Heady attendees at these events are using the free parking offered by the spacious Atlantis grounds and walking the new bridge to events. It has also affected the sales of food and drink on the part of the RSCVA’s on-site concessionaire. Going back across the bridge, event attendees can drop down to the handy New York-style deli that recently opened in the hotel where much tastier offerings are found at more reasonable prices. Could this be Reno’s version of “the tail wagging the dog”?
While on the plight of the RSCVA, one local TV station aired a comprehensive story this week on the status of tourism in the Biggest Little City. Weighing in were Reno Mayor Bob Cashell, Bill Huhes of the Peppermill and RSCVA CEO Ellen Oppenheim.
The state of the economy was blamed as a major factor, the scaling down of conventions another and the continuing loss of flights to Reno as yet another reason.
It was even suggested that the much maligned motto of the RSCVA, “America’s Adventure Place,” may no longer be the best clarion call to bring visitors here.
Whatever the approach to luring more tourists to the Truckee Meadows may be in the future, it might be well for the current gurus of marketing to revisit some of the things that worked in the past. Particularly, in the decade of the 1960s when former Hollywood publicity man Jud Allen moved onto the scene and took over the reins of the Reno Chamber of Commerce. Armed with room tax money that now goes to the RSCVA, Allen was able to develop a number of programs and special events that not only drew considerable crowds but also generated reams of publicity at the time “Reno” was a red-hot dateline.

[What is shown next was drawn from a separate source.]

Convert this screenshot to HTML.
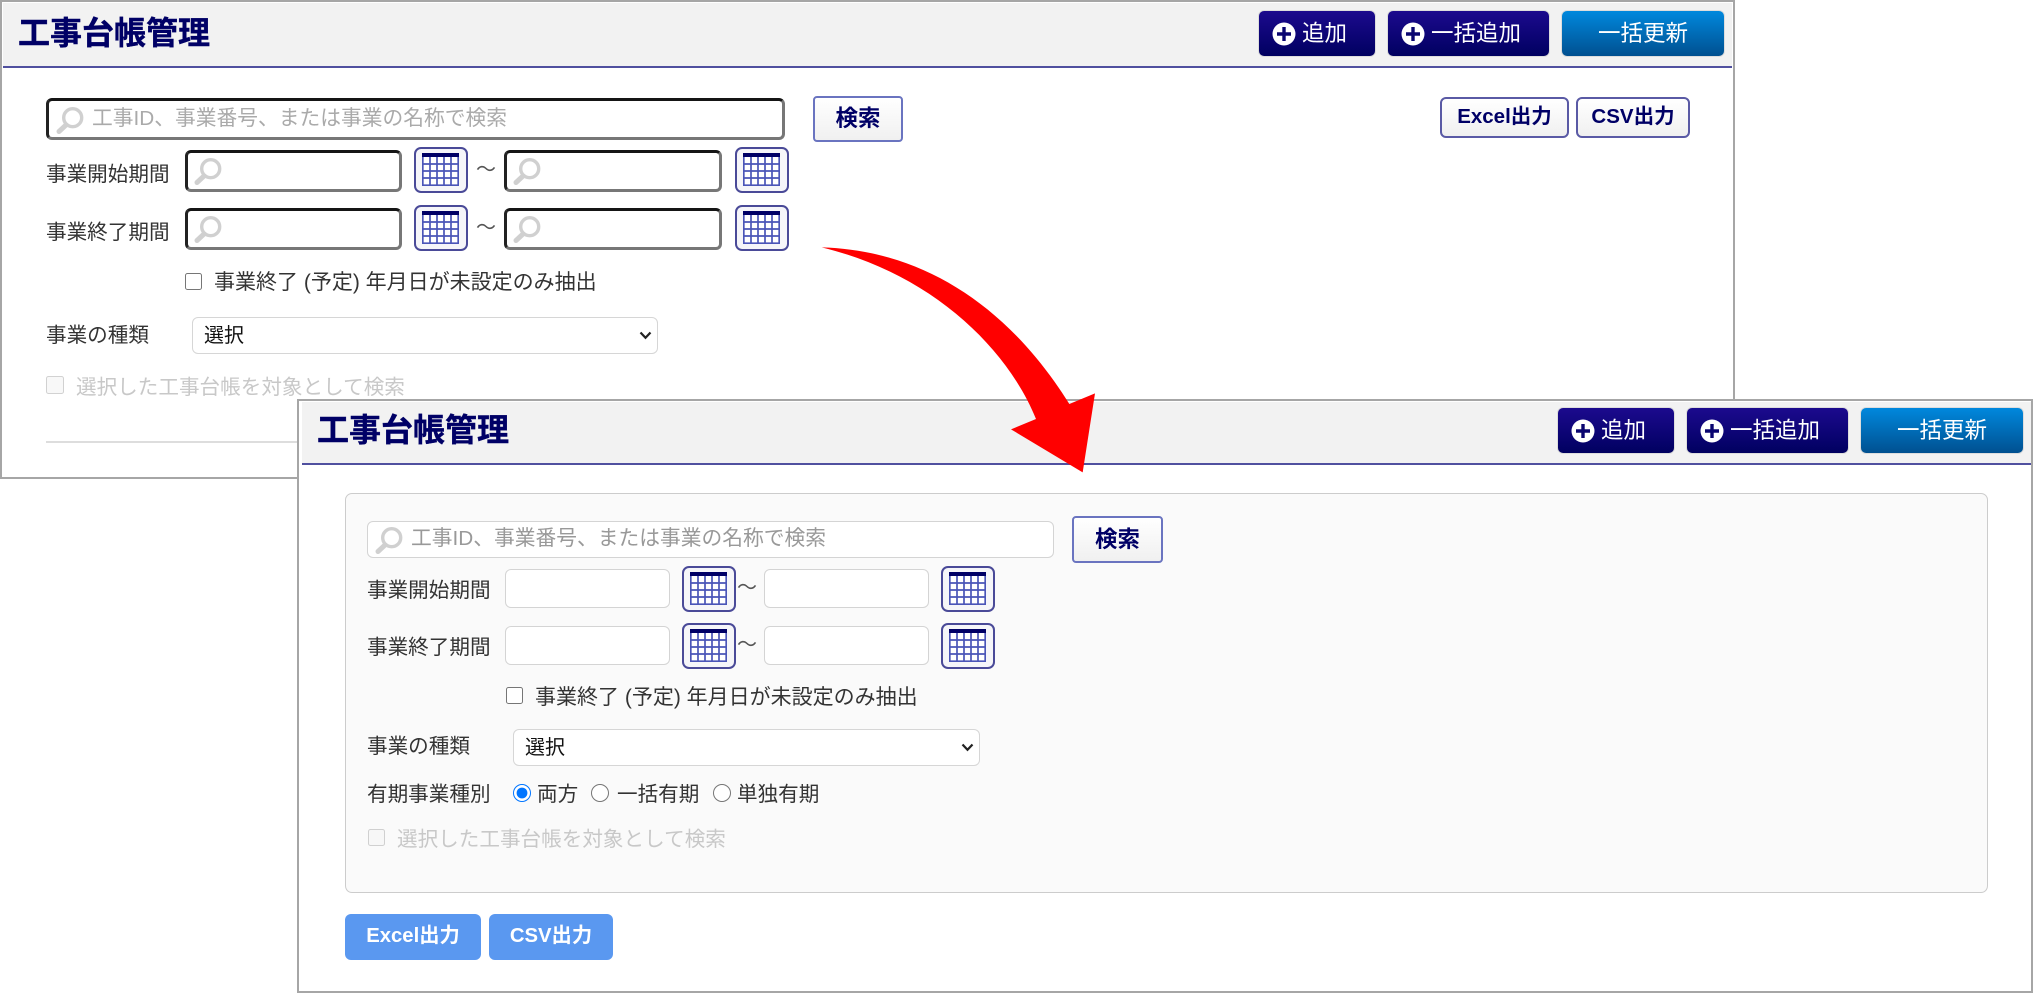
<!DOCTYPE html>
<html lang="ja"><head><meta charset="utf-8"><title>工事台帳管理</title>
<style>
html,body{margin:0;padding:0;background:#fff;}
body{position:relative;width:2033px;height:993px;overflow:hidden;font-family:"Liberation Sans","Noto Sans CJK JP",sans-serif;color:#333;}
.a,.t,.win,.hd,.btn,.ti,.in,.cal,.sb,.ex,.bl,input,select,svg{position:absolute;box-sizing:border-box;}
.win{background:#fff;border:2.5px solid #a6a6a6;}
.hd{background:#f2f2f2;border-bottom:2px solid #50509f;}
.t{white-space:nowrap;line-height:30px;font-size:20.6px;color:#333;}
.t.l{font-size:21px;}
.t.p{font-size:20.75px;}
.t.w{font-size:20px;color:#555;}
.ti{white-space:nowrap;font-size:32px;line-height:40px;font-weight:700;color:#000066;-webkit-text-stroke:.4px #000066;}
.btn{height:47px;border-radius:6px;color:#fff;font-size:22.5px;line-height:45px;white-space:nowrap;background:linear-gradient(#1c0a8e,#000060);border:1px solid #ddd;}
.btn.b{background:linear-gradient(#0088dd,#005090);}
.btn span{position:absolute;top:0;}
.in{background:#fff;border:3px solid;border-color:#151515 #777 #777 #222;border-radius:6px;}
.in2{background:#fff;border:1.5px solid #d4d4d4;border-radius:6px;position:absolute;box-sizing:border-box;}
.cal{width:54px;height:46px;background:#f5f5f9;border:2.5px solid #4a4a98;border-radius:7px;}
.cal svg{left:6px;top:3.5px;}
.sb{background:linear-gradient(#fff,#f0f0f0);border:2px solid #6a74c0;border-radius:4px;color:#000066;font-weight:700;font-size:22.5px;text-align:center;}
.ex{background:linear-gradient(#fff,#f0f0f0);border:2px solid #5a5aa5;border-radius:6px;color:#000066;font-weight:700;font-size:20.5px;text-align:center;line-height:36px;height:41px;top:97px;white-space:nowrap;}
.bl{background:#5a98f0;border-radius:6px;color:#fff;font-weight:700;font-size:20.3px;text-align:center;line-height:44px;height:46px;top:914px;white-space:nowrap;}
input{margin:0;}
select{font:20px "Liberation Sans","Noto Sans CJK JP",sans-serif;color:#111;background:#fff;border:1.5px solid #d6d6d6;border-radius:6px;padding-left:11px;-webkit-appearance:none;appearance:none;}
</style></head><body>

<!-- window 1 -->
<div class="win" style="left:0;top:0;width:1735px;height:479px;"></div>
<div class="hd" style="left:3px;top:3px;width:1729px;height:65px;"></div>
<div class="ti" style="left:18px;top:13px;">工事台帳管理</div>

<div class="btn" style="left:1258px;top:10px;width:118px;">
<svg style="left:13px;top:11px" width="24" height="24" viewBox="0 0 24 24"><circle cx="12" cy="12" r="11.5" fill="#fff"/><path d="M12 5v14M5 12h14" stroke="#0a0570" stroke-width="3.4"/></svg>
<span style="left:43px">追加</span></div>
<div class="btn" style="left:1387px;top:10px;width:163px;">
<svg style="left:13px;top:11px" width="24" height="24" viewBox="0 0 24 24"><circle cx="12" cy="12" r="11.5" fill="#fff"/><path d="M12 5v14M5 12h14" stroke="#0a0570" stroke-width="3.4"/></svg>
<span style="left:43px">一括追加</span></div>
<div class="btn b" style="left:1561px;top:10px;width:164px;"><span style="left:36px">一括更新</span></div>

<div class="in" style="left:46px;top:98px;width:739px;height:42px;"></div>
<svg style="left:56px;top:107px" width="28" height="27" viewBox="0 0 28 27"><circle cx="16.7" cy="10.7" r="9" fill="none" stroke="#d0d0d0" stroke-width="3.4"/><path d="M10 18L3 24.5" stroke="#d0d0d0" stroke-width="5" stroke-linecap="round"/></svg>
<div class="t p" style="left:92px;top:104px;color:#aaa;">工事ID、事業番号、または事業の名称で検索</div>
<div class="sb" style="left:813px;top:96px;width:90px;height:46px;line-height:42px;">検索</div>
<div class="ex" style="left:1440px;width:129px;">Excel出力</div>
<div class="ex" style="left:1576px;width:114px;">CSV出力</div>

<div class="t" style="left:46px;top:160px;">事業開始期間</div>
<div class="in" style="left:185px;top:150px;width:217px;height:42px;"></div>
<svg style="left:194px;top:158px" width="28" height="27" viewBox="0 0 28 27"><circle cx="16.7" cy="10.7" r="9" fill="none" stroke="#d0d0d0" stroke-width="3.4"/><path d="M10 18L3 24.5" stroke="#d0d0d0" stroke-width="5" stroke-linecap="round"/></svg>
<div class="cal" style="left:414px;top:147px;"><svg width="37" height="33" viewBox="0 0 37 33"><rect x="0" y="0" width="37" height="33" fill="#fff"/><rect width="37" height="4" fill="#000066"/><path d="M.8 4v28.2M8 4v28.2M15 4v28.2M22 4v28.2M29 4v28.2M36.2 4v28.2M0 11h37M0 18h37M0 25h37M0 32.2h37" stroke="#4a55b8" stroke-width="1.7" fill="none"/></svg></div>
<div class="t w" style="left:476px;top:155px;">～</div>
<div class="in" style="left:504px;top:150px;width:218px;height:42px;"></div>
<svg style="left:513px;top:158px" width="28" height="27" viewBox="0 0 28 27"><circle cx="16.7" cy="10.7" r="9" fill="none" stroke="#d0d0d0" stroke-width="3.4"/><path d="M10 18L3 24.5" stroke="#d0d0d0" stroke-width="5" stroke-linecap="round"/></svg>
<div class="cal" style="left:735px;top:147px;"><svg width="37" height="33" viewBox="0 0 37 33"><rect x="0" y="0" width="37" height="33" fill="#fff"/><rect width="37" height="4" fill="#000066"/><path d="M.8 4v28.2M8 4v28.2M15 4v28.2M22 4v28.2M29 4v28.2M36.2 4v28.2M0 11h37M0 18h37M0 25h37M0 32.2h37" stroke="#4a55b8" stroke-width="1.7" fill="none"/></svg></div>

<div class="t" style="left:46px;top:218px;">事業終了期間</div>
<div class="in" style="left:185px;top:208px;width:217px;height:42px;"></div>
<svg style="left:194px;top:216px" width="28" height="27" viewBox="0 0 28 27"><circle cx="16.7" cy="10.7" r="9" fill="none" stroke="#d0d0d0" stroke-width="3.4"/><path d="M10 18L3 24.5" stroke="#d0d0d0" stroke-width="5" stroke-linecap="round"/></svg>
<div class="cal" style="left:414px;top:205px;"><svg width="37" height="33" viewBox="0 0 37 33"><rect x="0" y="0" width="37" height="33" fill="#fff"/><rect width="37" height="4" fill="#000066"/><path d="M.8 4v28.2M8 4v28.2M15 4v28.2M22 4v28.2M29 4v28.2M36.2 4v28.2M0 11h37M0 18h37M0 25h37M0 32.2h37" stroke="#4a55b8" stroke-width="1.7" fill="none"/></svg></div>
<div class="t w" style="left:476px;top:213px;">～</div>
<div class="in" style="left:504px;top:208px;width:218px;height:42px;"></div>
<svg style="left:513px;top:216px" width="28" height="27" viewBox="0 0 28 27"><circle cx="16.7" cy="10.7" r="9" fill="none" stroke="#d0d0d0" stroke-width="3.4"/><path d="M10 18L3 24.5" stroke="#d0d0d0" stroke-width="5" stroke-linecap="round"/></svg>
<div class="cal" style="left:735px;top:205px;"><svg width="37" height="33" viewBox="0 0 37 33"><rect x="0" y="0" width="37" height="33" fill="#fff"/><rect width="37" height="4" fill="#000066"/><path d="M.8 4v28.2M8 4v28.2M15 4v28.2M22 4v28.2M29 4v28.2M36.2 4v28.2M0 11h37M0 18h37M0 25h37M0 32.2h37" stroke="#4a55b8" stroke-width="1.7" fill="none"/></svg></div>

<input type="checkbox" style="left:185px;top:273px;width:17px;height:17px;">
<div class="t l" style="left:214px;top:268px;">事業終了 (予定) 年月日が未設定のみ抽出</div>
<div class="t" style="left:46px;top:321px;">事業の種類</div>
<select style="left:192px;top:317px;width:466px;height:37px;"><option>選択</option></select>
<svg style="left:639px;top:331px" width="13" height="9" viewBox="0 0 13 9"><path d="M1.5 1.5L6.5 6.8L11.5 1.5" fill="none" stroke="#222" stroke-width="2.2"/></svg>
<input type="checkbox" disabled style="left:46px;top:376px;width:18px;height:18px;">
<div class="t" style="left:76px;top:373px;color:#c8c8c8;font-size:20.6px;">選択した工事台帳を対象として検索</div>
<div class="a" style="left:46px;top:441px;width:260px;height:2px;background:#ddd;"></div>

<!-- window 2 -->
<div class="win" style="left:297px;top:399px;width:1736px;height:594px;"></div>
<div class="hd" style="left:302px;top:402px;width:1729px;height:63px;"></div>
<div class="ti" style="left:317px;top:410px;">工事台帳管理</div>

<div class="btn" style="left:1557px;top:407px;width:118px;">
<svg style="left:13px;top:11px" width="24" height="24" viewBox="0 0 24 24"><circle cx="12" cy="12" r="11.5" fill="#fff"/><path d="M12 5v14M5 12h14" stroke="#0a0570" stroke-width="3.4"/></svg>
<span style="left:43px">追加</span></div>
<div class="btn" style="left:1686px;top:407px;width:163px;">
<svg style="left:13px;top:11px" width="24" height="24" viewBox="0 0 24 24"><circle cx="12" cy="12" r="11.5" fill="#fff"/><path d="M12 5v14M5 12h14" stroke="#0a0570" stroke-width="3.4"/></svg>
<span style="left:43px">一括追加</span></div>
<div class="btn b" style="left:1860px;top:407px;width:164px;"><span style="left:36px">一括更新</span></div>

<div class="a" style="left:345px;top:493px;width:1643px;height:400px;background:#fafafa;border:1.5px solid #ccc;border-radius:7px;"></div>

<div class="in2" style="left:367px;top:521px;width:687px;height:37px;"></div>
<svg style="left:375px;top:527px" width="28" height="27" viewBox="0 0 28 27"><circle cx="16.7" cy="10.7" r="9" fill="none" stroke="#d0d0d0" stroke-width="3.4"/><path d="M10 18L3 24.5" stroke="#d0d0d0" stroke-width="5" stroke-linecap="round"/></svg>
<div class="t p" style="left:411px;top:524px;color:#999;">工事ID、事業番号、または事業の名称で検索</div>
<div class="sb" style="left:1072px;top:516px;width:91px;height:47px;line-height:43px;">検索</div>

<div class="t" style="left:367px;top:576px;">事業開始期間</div>
<div class="in2" style="left:505px;top:569px;width:165px;height:39px;"></div>
<div class="cal" style="left:682px;top:566px;"><svg width="37" height="33" viewBox="0 0 37 33"><rect x="0" y="0" width="37" height="33" fill="#fff"/><rect width="37" height="4" fill="#000066"/><path d="M.8 4v28.2M8 4v28.2M15 4v28.2M22 4v28.2M29 4v28.2M36.2 4v28.2M0 11h37M0 18h37M0 25h37M0 32.2h37" stroke="#4a55b8" stroke-width="1.7" fill="none"/></svg></div>
<div class="t w" style="left:737px;top:573px;">～</div>
<div class="in2" style="left:764px;top:569px;width:165px;height:39px;"></div>
<div class="cal" style="left:941px;top:566px;"><svg width="37" height="33" viewBox="0 0 37 33"><rect x="0" y="0" width="37" height="33" fill="#fff"/><rect width="37" height="4" fill="#000066"/><path d="M.8 4v28.2M8 4v28.2M15 4v28.2M22 4v28.2M29 4v28.2M36.2 4v28.2M0 11h37M0 18h37M0 25h37M0 32.2h37" stroke="#4a55b8" stroke-width="1.7" fill="none"/></svg></div>

<div class="t" style="left:367px;top:633px;">事業終了期間</div>
<div class="in2" style="left:505px;top:626px;width:165px;height:39px;"></div>
<div class="cal" style="left:682px;top:623px;"><svg width="37" height="33" viewBox="0 0 37 33"><rect x="0" y="0" width="37" height="33" fill="#fff"/><rect width="37" height="4" fill="#000066"/><path d="M.8 4v28.2M8 4v28.2M15 4v28.2M22 4v28.2M29 4v28.2M36.2 4v28.2M0 11h37M0 18h37M0 25h37M0 32.2h37" stroke="#4a55b8" stroke-width="1.7" fill="none"/></svg></div>
<div class="t w" style="left:737px;top:630px;">～</div>
<div class="in2" style="left:764px;top:626px;width:165px;height:39px;"></div>
<div class="cal" style="left:941px;top:623px;"><svg width="37" height="33" viewBox="0 0 37 33"><rect x="0" y="0" width="37" height="33" fill="#fff"/><rect width="37" height="4" fill="#000066"/><path d="M.8 4v28.2M8 4v28.2M15 4v28.2M22 4v28.2M29 4v28.2M36.2 4v28.2M0 11h37M0 18h37M0 25h37M0 32.2h37" stroke="#4a55b8" stroke-width="1.7" fill="none"/></svg></div>

<input type="checkbox" style="left:506px;top:687px;width:17px;height:17px;">
<div class="t l" style="left:535px;top:683px;">事業終了 (予定) 年月日が未設定のみ抽出</div>
<div class="t" style="left:367px;top:732px;">事業の種類</div>
<select style="left:513px;top:729px;width:467px;height:37px;"><option>選択</option></select>
<svg style="left:961px;top:743px" width="13" height="9" viewBox="0 0 13 9"><path d="M1.5 1.5L6.5 6.8L11.5 1.5" fill="none" stroke="#222" stroke-width="2.2"/></svg>
<div class="t" style="left:367px;top:780px;">有期事業種別</div>
<input type="radio" name="k" checked style="left:513px;top:784px;width:18px;height:18px;">
<div class="t" style="left:537px;top:780px;">両方</div>
<input type="radio" name="k" style="left:591px;top:784px;width:18px;height:18px;">
<div class="t" style="left:617px;top:780px;">一括有期</div>
<input type="radio" name="k" style="left:713px;top:784px;width:18px;height:18px;">
<div class="t" style="left:737px;top:780px;">単独有期</div>
<input type="checkbox" disabled style="left:368px;top:829px;width:17px;height:17px;">
<div class="t" style="left:397px;top:825px;color:#c8c8c8;font-size:20.6px;">選択した工事台帳を対象として検索</div>

<div class="bl" style="left:345px;width:136px;">Excel出力</div>
<div class="bl" style="left:489px;width:124px;">CSV出力</div>

<!-- arrow -->
<svg style="left:780px;top:230px" width="360" height="260" viewBox="0 0 1080 780"><path d="M125 52C420 60 680 220 868 522L945 490L908 727L693 598L768 567C680 350 450 130 125 52Z" fill="#ff0000"/></svg>
</body></html>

Oppenheim might do well to root through the old chamber files.
One of Doris Day’s earliest movies was on the tube the other night. What made this one completely different from her future films with Cary Grant, Rock Hudson, James Garner, Jimmy Stewart and other stars of that stature was that in this particular film her unlikely leading man was dancer Ray Bolger.
Bolger was a regular starring act in the SkyRoom of the Mapes during the 1960s and his amazingly nimble feet were worth the price of admission. Most long-time movie fans remember him best for his role as the Scarecrow in “The Wizard of Oz” with Judy Garland (also a sometimes performer at Harrah’s Lake Tahoe).
Bolger played a rather timid state department assistant who signed Day up for a tour of France to cement U.S.-Franco relations. After a few drinks, the Bolger persona changed to that of a romantic and carefree devil in pursuit of Day.
What was also remarkable about the film was that Doris, who preferred dancing to singing at that point in her career, stayed toe to toe with Bolger in several athletic numbers.
Bolger started out his career on Broadway and pretty much ended it there with his famous rendition of “Once in Love with Amy,” a number he performed to perfection in his SkyRoom appearances.
When I interviewed Ray for some publicity stories, I asked him why he was not staying at the Mapes during time in Reno as most performers did. He said, “Because you don’t have a swimming pool!” I asked what that had to do with anything and he just laughed and said, “How do you think I keep this old body as limber as it is?” I shook my head in ignorance. He went on, “I have to spend several hours a day – every day – in the pool to keep my leg muscles stretched and elastic. Without that time in the pool, I probably couldn’t kick higher than my waist.” I knew what he was talking about because when I watched his show, he could extend either leg higher over his head than the best NFL kicker today.
One day while Bolger was here, I got a call from the owner of the hotel, Charles Mapes, noting that he needed a fourth for a golf match. As it turned out, I was paired with Bolger against Mapes and a scratch golfer named Al Bello (a lounge performer of note). With a little on-course instruction from Bolger, who was very adept on the links, we were able to take the match.
Easily one of the best natured and charming live performers ever to appear here, Bolger had that engaging personality that some of his peers – former vaudevillians themselves – like Milton Berle and Jimmy Durante possessed. They were a far cry from what passes as superstardom status today.